> [GOAL]
Print the listing as it stands, omitting all images.

> [SOURCE EXCERPT]
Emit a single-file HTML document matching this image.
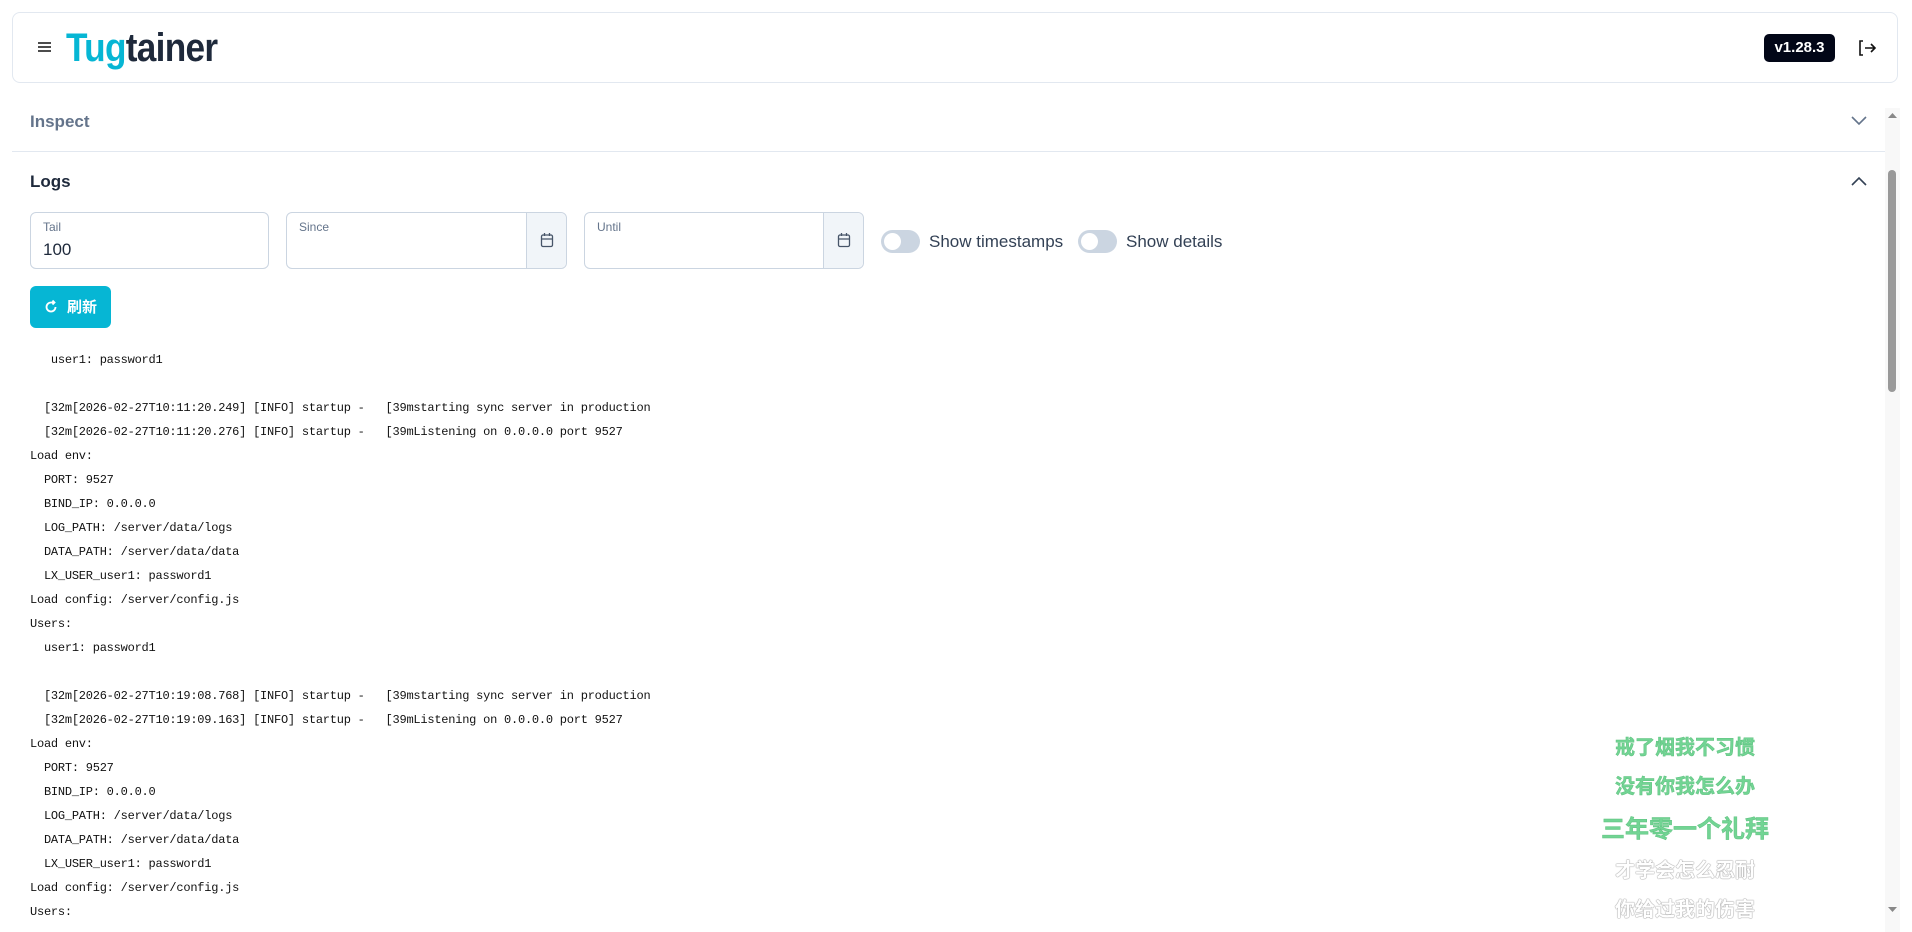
<!DOCTYPE html>
<html><head><meta charset="utf-8"><style>
*{box-sizing:border-box;margin:0;padding:0}
body{width:1912px;height:932px;overflow:hidden;background:#fff;font-family:"Liberation Sans","Noto Sans CJK SC",sans-serif;color:#1e293b;position:relative}
.a{position:absolute}
.hdr{left:12px;top:12px;width:1886px;height:71px;border:1px solid #e2e8f0;border-radius:8px;background:#fff}
.logo{left:66px;top:24px;font-size:40px;font-weight:bold;letter-spacing:-0.8px;color:#1e293b;line-height:48px;transform:scaleX(0.88);transform-origin:0 0}
.logo span{color:#06b6d4}
.badge{left:1764px;top:34px;width:71px;height:28px;background:#020617;color:#fff;border-radius:5px;font-weight:bold;font-size:15px;text-align:center;line-height:28px}
.sec{font-size:17px;font-weight:bold;left:30px}
.inp{border:1px solid #cbd5e1;border-radius:6px;background:#fff;height:57px;top:212px}
.lbl{font-size:12px;color:#64748b;position:absolute;left:12px;top:7px}
.addon{position:absolute;right:0;top:0;width:40px;height:55px;background:#f1f5f9;border-left:1px solid #cbd5e1;border-radius:0 6px 6px 0}
.addon svg{position:absolute;left:13px;top:19px}
.tg{width:39px;height:23px;border-radius:12px;background:#cbd5e1;top:230px}
.tg:after{content:"";position:absolute;left:3px;top:3px;width:17px;height:17px;border-radius:50%;background:#fff}
.tl{top:230px;font-size:17px;color:#334155;line-height:23px}
.log{left:30px;top:348px;font-family:"Liberation Mono",monospace;font-size:12px;letter-spacing:-0.23px;line-height:24px;white-space:pre;color:#111}
.ly{width:300px;left:1535px;text-align:center;font-weight:bold;font-family:"Noto Sans CJK SC",sans-serif}
.g{color:#72d494;-webkit-text-stroke:0.5px #5fc27f;text-shadow:0 0 2px #fff}
.w{color:#fff;font-weight:bold;text-shadow:0 0 1px #999,0 0 1px #999,0 0 1px #aaa}
</style></head><body>
<div class="a hdr"></div>
<svg class="a" style="left:37px;top:40px" width="15" height="14" viewBox="0 0 15 14"><path d="M1 3h13M1 7h13M1 11h13" stroke="#111" stroke-width="1.6"/></svg>
<div class="a logo"><span>Tug</span>tainer</div>
<div class="a badge">v1.28.3</div>
<svg class="a" style="left:1857px;top:39px" width="20" height="18" viewBox="0 0 20 18"><path d="M6 2H3v14h3M8 9h10M14 5l4 4-4 4" stroke="#111" stroke-width="1.6" fill="none"/></svg>
<div class="a sec" style="top:112px;color:#64748b">Inspect</div>
<svg class="a" style="left:1851px;top:116px" width="16" height="10" viewBox="0 0 16 10"><path d="M1 1l7 7 7-7" stroke="#64748b" stroke-width="1.6" fill="none"/></svg>
<div class="a" style="left:12px;top:151px;width:1873px;height:1px;background:#e2e8f0"></div>
<div class="a sec" style="top:172px;color:#1e293b">Logs</div>
<svg class="a" style="left:1851px;top:176px" width="16" height="10" viewBox="0 0 16 10"><path d="M1 9l7-7 7 7" stroke="#334155" stroke-width="1.6" fill="none"/></svg>
<div class="a" style="left:1885px;top:108px;width:15px;height:824px;background:#f8f8f8"></div>
<div class="a" style="left:1888px;top:170px;width:8px;height:222px;background:#999;border-radius:4px"></div>
<svg class="a" style="left:1888px;top:112px" width="9" height="7"><path d="M0 6L4.5 1 9 6z" fill="#888"/></svg>
<svg class="a" style="left:1888px;top:906px" width="9" height="7"><path d="M0 1L4.5 6 9 1z" fill="#888"/></svg>

<div class="a inp" style="left:30px;width:239px"><span class="lbl">Tail</span><span style="position:absolute;left:12px;top:27px;font-size:17px">100</span></div>
<div class="a inp" style="left:286px;width:281px"><span class="lbl">Since</span><div class="addon"><svg width="14" height="16" viewBox="0 0 14 16"><rect x="1.5" y="3" width="11" height="11.5" rx="1.5" stroke="#475569" stroke-width="1.3" fill="none"/><path d="M1.5 7h11M4.5 1v3M9.5 1v3" stroke="#475569" stroke-width="1.3"/></svg></div></div>
<div class="a inp" style="left:584px;width:280px"><span class="lbl">Until</span><div class="addon"><svg width="14" height="16" viewBox="0 0 14 16"><rect x="1.5" y="3" width="11" height="11.5" rx="1.5" stroke="#475569" stroke-width="1.3" fill="none"/><path d="M1.5 7h11M4.5 1v3M9.5 1v3" stroke="#475569" stroke-width="1.3"/></svg></div></div>
<div class="a tg" style="left:881px"></div><div class="a tl" style="left:929px">Show timestamps</div>
<div class="a tg" style="left:1078px"></div><div class="a tl" style="left:1126px">Show details</div>

<div class="a" style="left:30px;top:286px;width:81px;height:42px;background:#06b6d4;border-radius:6px;color:#fff;font-weight:bold;font-size:15px;line-height:42px;padding-left:37px;font-family:'Noto Sans CJK SC',sans-serif;white-space:nowrap">刷新</div>
<svg class="a" style="left:43px;top:299px" width="16" height="16" viewBox="0 0 16 16"><path d="M12.5 8A4.5 4.5 0 1 1 8 3.5h3M9.5 1.5l2 2-2 2" stroke="#fff" stroke-width="1.8" fill="none"/></svg>

<div class="a log">   user1: password1

  [32m[2026-02-27T10:11:20.249] [INFO] startup -   [39mstarting sync server in production
  [32m[2026-02-27T10:11:20.276] [INFO] startup -   [39mListening on 0.0.0.0 port 9527
Load env:
  PORT: 9527
  BIND_IP: 0.0.0.0
  LOG_PATH: /server/data/logs
  DATA_PATH: /server/data/data
  LX_USER_user1: password1
Load config: /server/config.js
Users:
  user1: password1

  [32m[2026-02-27T10:19:08.768] [INFO] startup -   [39mstarting sync server in production
  [32m[2026-02-27T10:19:09.163] [INFO] startup -   [39mListening on 0.0.0.0 port 9527
Load env:
  PORT: 9527
  BIND_IP: 0.0.0.0
  LOG_PATH: /server/data/logs
  DATA_PATH: /server/data/data
  LX_USER_user1: password1
Load config: /server/config.js
Users:</div>

<div class="a ly g" style="top:731px;font-size:20px">戒了烟我不习惯</div>
<div class="a ly g" style="top:770px;font-size:20px">没有你我怎么办</div>
<div class="a ly g" style="top:809px;font-size:24px">三年零一个礼拜</div>
<div class="a ly w" style="top:854px;font-size:20px">才学会怎么忍耐</div>
<div class="a ly w" style="top:893px;font-size:20px">你给过我的伤害</div>
</body></html>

> [FINISHED ANSWER]
Emit a single-file HTML document matching this image.
<!DOCTYPE html>
<html><head><meta charset="utf-8"><style>
*{box-sizing:border-box;margin:0;padding:0}
body{width:1912px;height:932px;overflow:hidden;background:#fff;font-family:"Liberation Sans","Noto Sans CJK SC",sans-serif;color:#1e293b;position:relative}
.a{position:absolute}
.hdr{left:12px;top:12px;width:1886px;height:71px;border:1px solid #e2e8f0;border-radius:8px;background:#fff}
.logo{left:66px;top:24px;font-size:40px;font-weight:bold;letter-spacing:-0.8px;color:#1e293b;line-height:48px;transform:scaleX(0.88);transform-origin:0 0}
.logo span{color:#06b6d4}
.badge{left:1764px;top:34px;width:71px;height:28px;background:#020617;color:#fff;border-radius:5px;font-weight:bold;font-size:15px;text-align:center;line-height:28px}
.sec{font-size:17px;font-weight:bold;left:30px}
.inp{border:1px solid #cbd5e1;border-radius:6px;background:#fff;height:57px;top:212px}
.lbl{font-size:12px;color:#64748b;position:absolute;left:12px;top:7px}
.addon{position:absolute;right:0;top:0;width:40px;height:55px;background:#f1f5f9;border-left:1px solid #cbd5e1;border-radius:0 6px 6px 0}
.addon svg{position:absolute;left:13px;top:19px}
.tg{width:39px;height:23px;border-radius:12px;background:#cbd5e1;top:230px}
.tg:after{content:"";position:absolute;left:3px;top:3px;width:17px;height:17px;border-radius:50%;background:#fff}
.tl{top:230px;font-size:17px;color:#334155;line-height:23px}
.log{left:30px;top:348px;font-family:"Liberation Mono",monospace;font-size:12px;letter-spacing:-0.23px;line-height:24px;white-space:pre;color:#111}
.ly{width:300px;left:1535px;text-align:center;font-weight:bold;font-family:"Noto Sans CJK SC",sans-serif}
.g{color:#72d494;-webkit-text-stroke:0.5px #5fc27f;text-shadow:0 0 2px #fff}
.w{color:#fff;font-weight:bold;text-shadow:0 0 1px #999,0 0 1px #999,0 0 1px #aaa}
</style></head><body>
<div class="a hdr"></div>
<svg class="a" style="left:37px;top:40px" width="15" height="14" viewBox="0 0 15 14"><path d="M1 3h13M1 7h13M1 11h13" stroke="#111" stroke-width="1.6"/></svg>
<div class="a logo"><span>Tug</span>tainer</div>
<div class="a badge">v1.28.3</div>
<svg class="a" style="left:1857px;top:39px" width="20" height="18" viewBox="0 0 20 18"><path d="M6 2H3v14h3M8 9h10M14 5l4 4-4 4" stroke="#111" stroke-width="1.6" fill="none"/></svg>
<div class="a sec" style="top:112px;color:#64748b">Inspect</div>
<svg class="a" style="left:1851px;top:116px" width="16" height="10" viewBox="0 0 16 10"><path d="M1 1l7 7 7-7" stroke="#64748b" stroke-width="1.6" fill="none"/></svg>
<div class="a" style="left:12px;top:151px;width:1873px;height:1px;background:#e2e8f0"></div>
<div class="a sec" style="top:172px;color:#1e293b">Logs</div>
<svg class="a" style="left:1851px;top:176px" width="16" height="10" viewBox="0 0 16 10"><path d="M1 9l7-7 7 7" stroke="#334155" stroke-width="1.6" fill="none"/></svg>
<div class="a" style="left:1885px;top:108px;width:15px;height:824px;background:#f8f8f8"></div>
<div class="a" style="left:1888px;top:170px;width:8px;height:222px;background:#999;border-radius:4px"></div>
<svg class="a" style="left:1888px;top:112px" width="9" height="7"><path d="M0 6L4.5 1 9 6z" fill="#888"/></svg>
<svg class="a" style="left:1888px;top:906px" width="9" height="7"><path d="M0 1L4.5 6 9 1z" fill="#888"/></svg>

<div class="a inp" style="left:30px;width:239px"><span class="lbl">Tail</span><span style="position:absolute;left:12px;top:27px;font-size:17px">100</span></div>
<div class="a inp" style="left:286px;width:281px"><span class="lbl">Since</span><div class="addon"><svg width="14" height="16" viewBox="0 0 14 16"><rect x="1.5" y="3" width="11" height="11.5" rx="1.5" stroke="#475569" stroke-width="1.3" fill="none"/><path d="M1.5 7h11M4.5 1v3M9.5 1v3" stroke="#475569" stroke-width="1.3"/></svg></div></div>
<div class="a inp" style="left:584px;width:280px"><span class="lbl">Until</span><div class="addon"><svg width="14" height="16" viewBox="0 0 14 16"><rect x="1.5" y="3" width="11" height="11.5" rx="1.5" stroke="#475569" stroke-width="1.3" fill="none"/><path d="M1.5 7h11M4.5 1v3M9.5 1v3" stroke="#475569" stroke-width="1.3"/></svg></div></div>
<div class="a tg" style="left:881px"></div><div class="a tl" style="left:929px">Show timestamps</div>
<div class="a tg" style="left:1078px"></div><div class="a tl" style="left:1126px">Show details</div>

<div class="a" style="left:30px;top:286px;width:81px;height:42px;background:#06b6d4;border-radius:6px;color:#fff;font-weight:bold;font-size:15px;line-height:42px;padding-left:37px;font-family:'Noto Sans CJK SC',sans-serif;white-space:nowrap">刷新</div>
<svg class="a" style="left:43px;top:299px" width="16" height="16" viewBox="0 0 16 16"><path d="M12.5 8A4.5 4.5 0 1 1 8 3.5h3M9.5 1.5l2 2-2 2" stroke="#fff" stroke-width="1.8" fill="none"/></svg>

<div class="a log">   user1: password1

  [32m[2026-02-27T10:11:20.249] [INFO] startup -   [39mstarting sync server in production
  [32m[2026-02-27T10:11:20.276] [INFO] startup -   [39mListening on 0.0.0.0 port 9527
Load env:
  PORT: 9527
  BIND_IP: 0.0.0.0
  LOG_PATH: /server/data/logs
  DATA_PATH: /server/data/data
  LX_USER_user1: password1
Load config: /server/config.js
Users:
  user1: password1

  [32m[2026-02-27T10:19:08.768] [INFO] startup -   [39mstarting sync server in production
  [32m[2026-02-27T10:19:09.163] [INFO] startup -   [39mListening on 0.0.0.0 port 9527
Load env:
  PORT: 9527
  BIND_IP: 0.0.0.0
  LOG_PATH: /server/data/logs
  DATA_PATH: /server/data/data
  LX_USER_user1: password1
Load config: /server/config.js
Users:</div>

<div class="a ly g" style="top:731px;font-size:20px">戒了烟我不习惯</div>
<div class="a ly g" style="top:770px;font-size:20px">没有你我怎么办</div>
<div class="a ly g" style="top:809px;font-size:24px">三年零一个礼拜</div>
<div class="a ly w" style="top:854px;font-size:20px">才学会怎么忍耐</div>
<div class="a ly w" style="top:893px;font-size:20px">你给过我的伤害</div>
</body></html>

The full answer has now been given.